Which is all pretty amusing, if you compare it to how people usually tended to characterise computers and AI, especially in fiction.

This works for UX. I give it vague requirements, and it implements something i didnt ask for, but is better than i would have thought of

how do prompt it to make it guess about the API for a library? I'm confused how you would structure that in a useful way.

  • Often I've started with some example code that invokes part of the API, but not all of it. Or in C I can give it the .h file, maybe without comments.

    Sometimes I can just say, "How do I use the <made-up name> API in Python to do <task>?" Unfortunately the safeguards against hallucinations in more recent models can make this more difficult, because it's more likely to tell me it's never heard of it. You can usually coax it into suspension of disbelief, but I think the results aren't as good.

When I see comments like yours I can't help but decry how bad was the "stochastic parrots" framing. A parrot does not hallucinate a better API.

From my perspective that’s fascinatingly upside down thinking that leads to you asking to lose your job.

AI is going to get the hang of coding to fill in the spaces (i.e. the part you’re doing) long before it’s able to intelligently design an API. Correct API design requires a lot of contextual information and forward planning for things that don’t exist today.

Right now it’s throwing spaghetti at the wall and you’re drawing around it.

  • I find it's often way better than API design than I expect. It's seen so many examples of existing APIs in its training data that it tends to have surprisingly good "judgement" when it comes to designing a new one.

    Even if your API is for something that's never been done before, it can usually still take advantage of its training data to suggest a sensible shape once you describe the new nouns and verbs to it.

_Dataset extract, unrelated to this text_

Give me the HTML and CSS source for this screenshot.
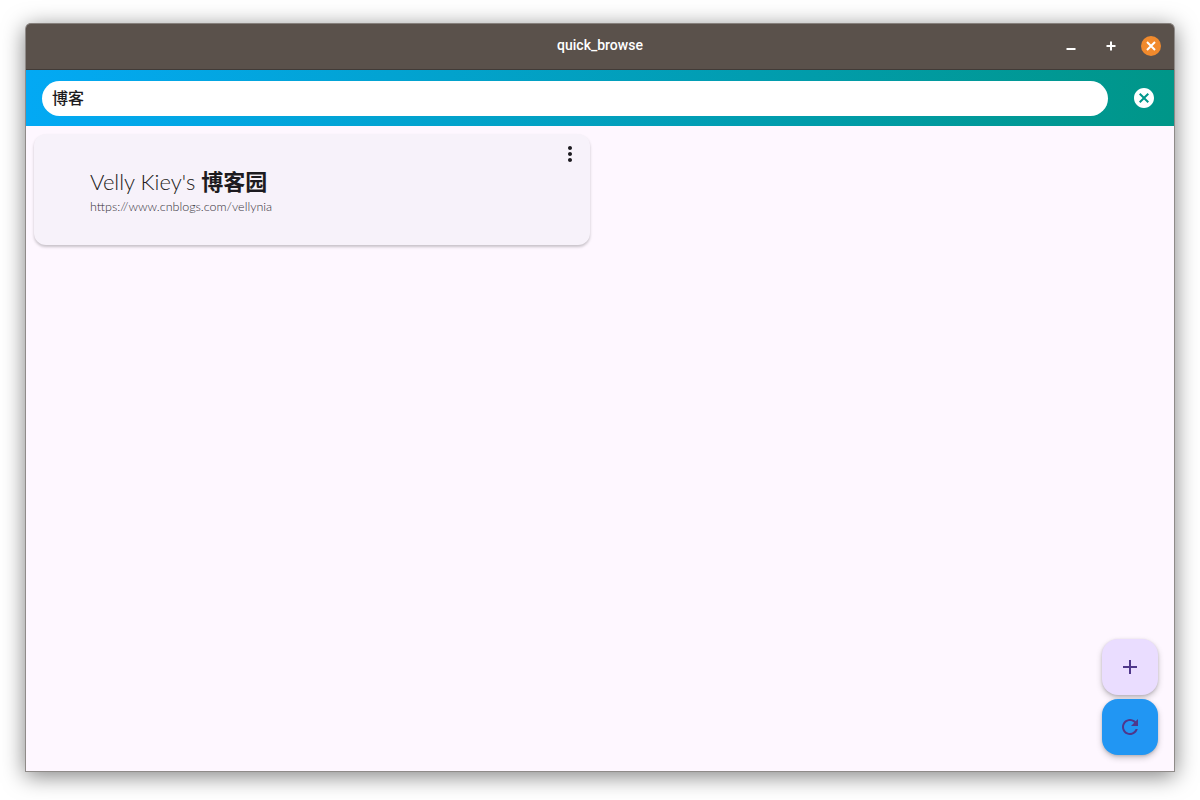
FILE: index.html
```html
<!DOCTYPE html>
<html lang="en">
  <head>
    <meta charset="UTF-8" />
    <meta name="viewport" content="width=device-width, initial-scale=1.0" />
    <title>quick_browse</title>
    <link rel="stylesheet" href="styles.css">
  </head>
  <body>
    <div class="window">
      <header class="titlebar">
        <span class="title">quick_browse</span>
        <div class="window-buttons">
          <svg class="win-icon" viewBox="0 0 20 20"><rect x="5.5" y="12" width="9" height="2" /></svg>
          <svg class="win-icon" viewBox="0 0 20 20"><path d="M9 5.500h2V9h3.500v2H11v3.500H9V11H5.500V9H9z" /></svg>
          <span class="win-close">
            <svg viewBox="0 0 20 20"><path d="M6 6l8 8M14 6l-8 8" /></svg>
          </span>
        </div>
      </header>

      <div class="searchbar">
        <div class="search-field">博客</div>
        <svg class="clear-icon" viewBox="0 0 24 24">
          <path d="M12 2C6.470 2 2 6.470 2 12s4.470 10 10 10 10-4.470 10-10S17.530 2 12 2zm5 13.590L15.590 17 12 13.410 8.410 17 7 15.590 10.590 12 7 8.410 8.410 7 12 10.590 15.590 7 17 8.410 13.410 12 17 15.590z" />
        </svg>
      </div>

      <main class="content">
        <div class="site-card">
          <div class="site-text">
            <div class="site-name">Velly Kiey's <b>博客园</b></div>
            <div class="site-url">https://www.cnblogs.com/vellynia</div>
          </div>
          <svg class="more-icon" viewBox="0 0 24 24">
            <path d="M12 8c1.100 0 2-.9 2-2s-.9-2-2-2-2 .9-2 2 .9 2 2 2zm0 2c-1.100 0-2 .9-2 2s.9 2 2 2 2-.9 2-2-.9-2-2-2zm0 6c-1.100 0-2 .9-2 2s.9 2 2 2 2-.9 2-2-.9-2-2-2z" />
          </svg>
        </div>

        <div class="fab-stack">
          <button class="fab fab-add">
            <svg viewBox="0 0 24 24"><path d="M19 13h-6v6h-2v-6H5v-2h6V5h2v6h6v2z" /></svg>
          </button>
          <button class="fab fab-refresh">
            <svg viewBox="0 0 24 24"><path d="M17.650 6.350C16.200 4.900 14.210 4 12 4c-4.420 0-7.990 3.580-7.990 8s3.570 8 7.990 8c3.730 0 6.840-2.550 7.730-6h-2.080c-.82 2.330-3.040 4-5.650 4-3.310 0-6-2.690-6-6s2.690-6 6-6c1.660 0 3.140.69 4.220 1.780L13 11h7V4l-2.350 2.350z" /></svg>
          </button>
        </div>
      </main>
    </div>
  </body>
</html>
```

FILE: styles.css
```css
html,
body {
  margin: 0;
  padding: 0;
  height: 100%;
}
body {
  box-sizing: border-box;
  padding: 23px 25px 28px;
  background-color: #ffffff;
  font-family: "Noto Sans CJK SC", "Noto Sans", sans-serif;
  overflow: hidden;
}

/* Window frame */
.window {
  box-sizing: border-box;
  height: 749px;
  display: flex;
  flex-direction: column;
  border: 1px solid #8f8b89;
  border-top: none;
  border-radius: 6px 6px 0 0;
  background-color: #fef7ff;
  box-shadow: 0 4px 22px rgba(0, 0, 0, 0.5);
}

/* Title bar */
.titlebar {
  position: relative;
  flex: none;
  height: 47px;
  box-sizing: border-box;
  display: flex;
  align-items: center;
  justify-content: center;
  padding-bottom: 3px;
  background-color: #5a514b;
  border-top: 1px solid #86807c;
  border-bottom: 1px solid #423b37;
  border-radius: 5px 5px 0 0;
}
.title {
  font-family: Roboto, sans-serif;
  font-size: 14px;
  font-weight: 500;
  color: #ffffff;
}
.window-buttons {
  position: absolute;
  right: 13px;
  top: 12px;
  display: flex;
  align-items: center;
  gap: 20px;
}
.win-icon {
  width: 20px;
  height: 20px;
  fill: #ffffff;
}
.win-close {
  width: 20px;
  height: 20px;
  border-radius: 50%;
  background-color: #f18a2d;
}
.win-close svg {
  display: block;
  width: 20px;
  height: 20px;
  fill: none;
  stroke: #ffffff;
  stroke-width: 2;
}

/* Search row */
.searchbar {
  flex: none;
  height: 56px;
  box-sizing: border-box;
  display: flex;
  align-items: center;
  padding: 0 18px 0 16px;
  gap: 24px;
  background: linear-gradient(92.8deg, #03a9f4, #009688);
}
.search-field {
  flex: 1;
  height: 35px;
  box-sizing: border-box;
  padding-left: 10px;
  line-height: 33px;
  font-size: 16px;
  font-weight: 500;
  color: #1d1b20;
  background-color: #ffffff;
  border-radius: 18px;
}
.clear-icon {
  flex: none;
  width: 24px;
  height: 24px;
  fill: #ffffff;
}

/* List area */
.content {
  position: relative;
  flex: 1;
  padding: 8px;
  background-color: #fef7ff;
}
.site-card {
  position: relative;
  box-sizing: border-box;
  width: 556px;
  height: 111px;
  padding: 32px 56px 0;
  background-color: #f7f2fa;
  border-radius: 12px;
  box-shadow: 0 2px 3px rgba(0, 0, 0, 0.22);
}
.site-name {
  font-family: "Lato", "Noto Sans CJK SC", sans-serif;
  font-size: 22px;
  font-weight: 300;
  line-height: 28px;
  color: #1d1b20;
}
.site-name b {
  font-family: "Noto Sans CJK SC", sans-serif;
  font-weight: 700;
}
.site-url {
  margin-top: 3px;
  font-family: "Lato", sans-serif;
  font-size: 12.5px;
  font-weight: 300;
  line-height: 16px;
  color: #332f38;
}
.more-icon {
  position: absolute;
  top: 8px;
  right: 8px;
  width: 24px;
  height: 24px;
  fill: #1d1b20;
}

/* Floating buttons */
.fab-stack {
  position: absolute;
  right: 16px;
  bottom: 16px;
  display: flex;
  flex-direction: column;
  gap: 4px;
}
.fab {
  width: 56px;
  height: 56px;
  padding: 0;
  display: flex;
  align-items: center;
  justify-content: center;
  border: none;
  border-radius: 16px;
  box-shadow: 0 3px 6px rgba(0, 0, 0, 0.2), 0 1px 3px rgba(0, 0, 0, 0.15);
}
.fab svg {
  width: 24px;
  height: 24px;
  fill: #4f378b;
}
.fab-add {
  background-color: #eaddff;
}
.fab-refresh {
  background-color: #2196f3;
}
```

  • Maybe. So far it seems to be a lot better at creative idea generation than at writing correct code, though apparently these "agentic" modes can often get close enough after enough iteration. (I haven't tried things like Cursor yet.)

    I agree that it's also not currently capable of judging those creative ideas, so I have to do that.

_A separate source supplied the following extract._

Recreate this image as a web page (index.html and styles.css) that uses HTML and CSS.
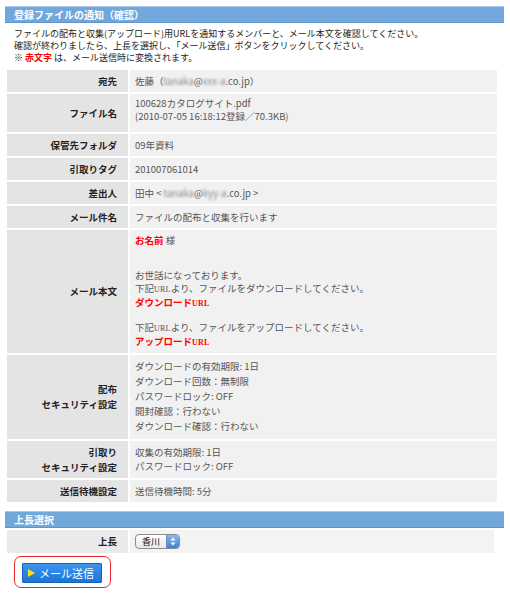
FILE: index.html
```html
<!DOCTYPE html>
<html lang="ja">
<head>
<meta charset="utf-8">
<link rel="stylesheet" href="styles.css">
</head>
<body>
<div class="page">
  <div class="bar">登録ファイルの通知（確認）</div>
  <div class="intro">
    <p>ファイルの配布と収集(アップロード)用URLを通知するメンバーと、メール本文を確認してください。</p>
    <p>確認が終わりましたら、上長を選択し、「メール送信」ボタンをクリックしてください。</p>
    <p>※ <b class="red">赤文字</b> は、メール送信時に変換されます。</p>
  </div>
  <table class="info">
    <tr class="r1"><th>宛先</th><td>佐藤（<span class="blur">tanaka</span>@<span class="blur">xxx-a</span>.co.jp）</td></tr>
    <tr class="r2"><th>ファイル名</th><td><div class="l13">100628カタログサイト.pdf</div><div class="l13">(2010-07-05 16:18:12登録／70.3KB)</div></td></tr>
    <tr class="r1"><th>保管先フォルダ</th><td>09年資料</td></tr>
    <tr class="r1"><th>引取りタグ</th><td>201007061014</td></tr>
    <tr class="r1"><th>差出人</th><td>田中 &lt; <span class="blur">tanaka</span>@<span class="blur">kyy-a</span>.co.jp &gt;</td></tr>
    <tr class="r1"><th>メール件名</th><td>ファイルの配布と収集を行います</td></tr>
    <tr class="body"><th>メール本文</th><td>
      <p class="p1"><b class="red">お名前</b> 様</p>
      <p class="p2">お世話になっております。<br>下記<span class="url">URL</span>より、ファイルをダウンロードしてください。<br><b class="red">ダウンロード<span class="url">URL</span></b></p>
      <p>下記<span class="url">URL</span>より、ファイルをアップロードしてください。<br><b class="red">アップロード<span class="url">URL</span></b></p>
    </td></tr>
    <tr class="sec"><th>配布<br>セキュリティ設定</th><td>ダウンロードの有効期限: 1日<br>ダウンロード回数：無制限<br>パスワードロック: OFF<br>開封確認：行わない<br>ダウンロード確認：行わない</td></tr>
    <tr class="sec2"><th>引取り<br>セキュリティ設定</th><td>収集の有効期限: 1日<br>パスワードロック: OFF</td></tr>
    <tr class="r1"><th>送信待機設定</th><td>送信待機時間: 5分</td></tr>
  </table>
  <div class="bar bar2">上長選択</div>
  <table class="boss">
    <tr><th>上長</th><td><span class="select"><span class="sel-text">香川</span><span class="sel-btn"><svg width="6" height="9" viewBox="0 0 6 9"><path d="M3 0.5 L5.5 3.5 L0.5 3.5 Z M3 8.5 L5.5 5.5 L0.5 5.5 Z" fill="#fff"/></svg></span></span></td></tr>
  </table>
  <div class="btn-wrap">
    <span class="btn"><span class="tri"></span>メール送信</span>
  </div>
</div>
</body>
</html>
```

FILE: styles.css
```css
html, body { margin: 0; padding: 0; background: #fff; }
body {
  font-family: "Noto Sans CJK JP", "Liberation Sans", sans-serif;
  color: #333;
}
.page { padding-left: 5px; width: 499px; }
.bar {
  margin-top: 6px;
  height: 17px;
  box-sizing: border-box;
  background: #72a7dc;
  border-top: 1px solid #a9c9ea;
  border-bottom: 1px solid #5f95cc;
  color: #fff;
  font-weight: bold;
  font-size: 10px;
  line-height: 15px;
  padding-left: 9px;
}
.intro { margin: 5px 0 4px 9px; font-size: 9px; line-height: 12px; color: #222; }
.intro p { margin: 0; white-space: nowrap; }
.red { color: #f00; font-weight: bold; }
.info, .boss {
  border-collapse: separate;
  border-spacing: 2px;
  width: 494px;
  margin-left: 0;
}
.info th, .boss th {
  width: 110px;
  background: #e4e4e4;
  text-align: right;
  font-size: 9.5px;
  font-weight: bold;
  color: #222;
  padding: 0 11px 0 0;
  line-height: 15px;
  vertical-align: middle;
}
.info td, .boss td {
  background: #f1f1f1;
  font-size: 9.5px;
  color: #555;
  padding: 0 0 0 5px;
  line-height: 13px;
  vertical-align: middle;
}
.r1 td, .r1 th { height: 22px; }
.r2 td { height: 38px; padding-bottom: 6px; box-sizing: border-box; }
.l13 { line-height: 13px; }
.body td { padding-top: 4px; padding-bottom: 4px; vertical-align: top; }
.body p { margin: 0; }
.body .p1 { margin-bottom: 22px; }
.body .p2 { margin-bottom: 11px; }
.url { font-family: "Liberation Serif", serif; font-size: 8px; letter-spacing: 0.2px; }
.red .url { font-size: 8px; }
.sec td { line-height: 15px; padding-top: 4px; padding-bottom: 5px; }
.sec2 td { line-height: 14px; padding-top: 4px; padding-bottom: 5px; }
.blur { filter: blur(1.3px); color: #8a8a8a; }
.bar2 { margin-top: 7px; }
.boss { width: 491px; }
.boss th { background: #eaeaea; height: 23px; }
.boss td { background: #f3f3f3; }
.select {
  display: inline-flex;
  align-items: stretch;
  width: 45px;
  height: 15px;
  box-sizing: border-box;
  border: 1px solid #8c8c8c;
  border-radius: 4px;
  background: linear-gradient(#ffffff, #e8e8e8);
  overflow: hidden;
  vertical-align: middle;
  margin-top: -1px;
}
.sel-text { flex: 1; font-size: 9px; line-height: 13px; padding-left: 6px; color: #111; }
.sel-btn {
  width: 12px;
  background: linear-gradient(#8ab9ef, #3a7fd6);
  border-left: 1px solid #6a8fbf;
  display: flex; align-items: center; justify-content: center;
}
.btn-wrap {
  display: inline-block;
  margin: 1px 0 0 9px;
  padding: 6px 8px 4px 7px;
  border: 1.5px solid #e8282d;
  border-radius: 7px;
}
.btn {
  display: flex;
  align-items: center;
  width: 80px;
  height: 20px;
  box-sizing: border-box;
  background: linear-gradient(#3c95ee, #1a76dc);
  border: 1px solid #1762b6;
  color: #fff;
  font-size: 11px;
  padding-left: 5px;
  border-radius: 1px;
}
.tri {
  width: 0; height: 0;
  border-left: 7px solid #ffe000;
  border-top: 4px solid transparent;
  border-bottom: 4px solid transparent;
  margin-right: 4px;
}
```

    • This sort of discourse really grinds my gears. The framing of it, the conceptualization.

      It's not creative at all, any more than taking the sum of text on a topic, and throwing a dart at it. It's a mild, short step beyond a weighted random, and certainly not capable of any real creativity.

      Myriads of HN enthusiasts often chime in here "Are humans any more creative" and other blather. Well, that's a whataboutism, and doesn't detract from the fact that creative does not exist in the AI sphere.

      I agree that you have to judge its output.

      Also, sorry for hanging my comment here. Might seem over the top, but anytime I see 'creative' and 'AI', I have all sorts of dark thoughts. Dark, brooding thoughts with a sense of deep foreboding.

      8 replies →

Complete insanity, it might change constantly even before a whole new version-retrain

Insanity driven development: altering your api to accept 7 levels of "broken and different" structures so as to bend to the will of the llms

  • I think you’re missing the OP’s point. They weren’t saying that the goal is to modify their APIs just to appease an LLM. It’s that they ask LLMs to guess what the API is and use that as part of their design process.

    If you automatically assume that what the LLM spits out is what the API ought to be then I agree that that’s bad engineering. But if you’re using it to brainstorm what an intuitive interface would look like, that seems pretty reasonable.

  • Yes, that's a bonus. In fact, I've found it worthwhile to prompt it a few times to get several different guesses at how things are supposed to work. The super lazy way is to just say, "No, that's wrong," if necessary adding, "Frotzl2000 doesn't have an enqueueCallback function or even a queue."

    Of course when it suggests a bad interface you shouldn't implement it.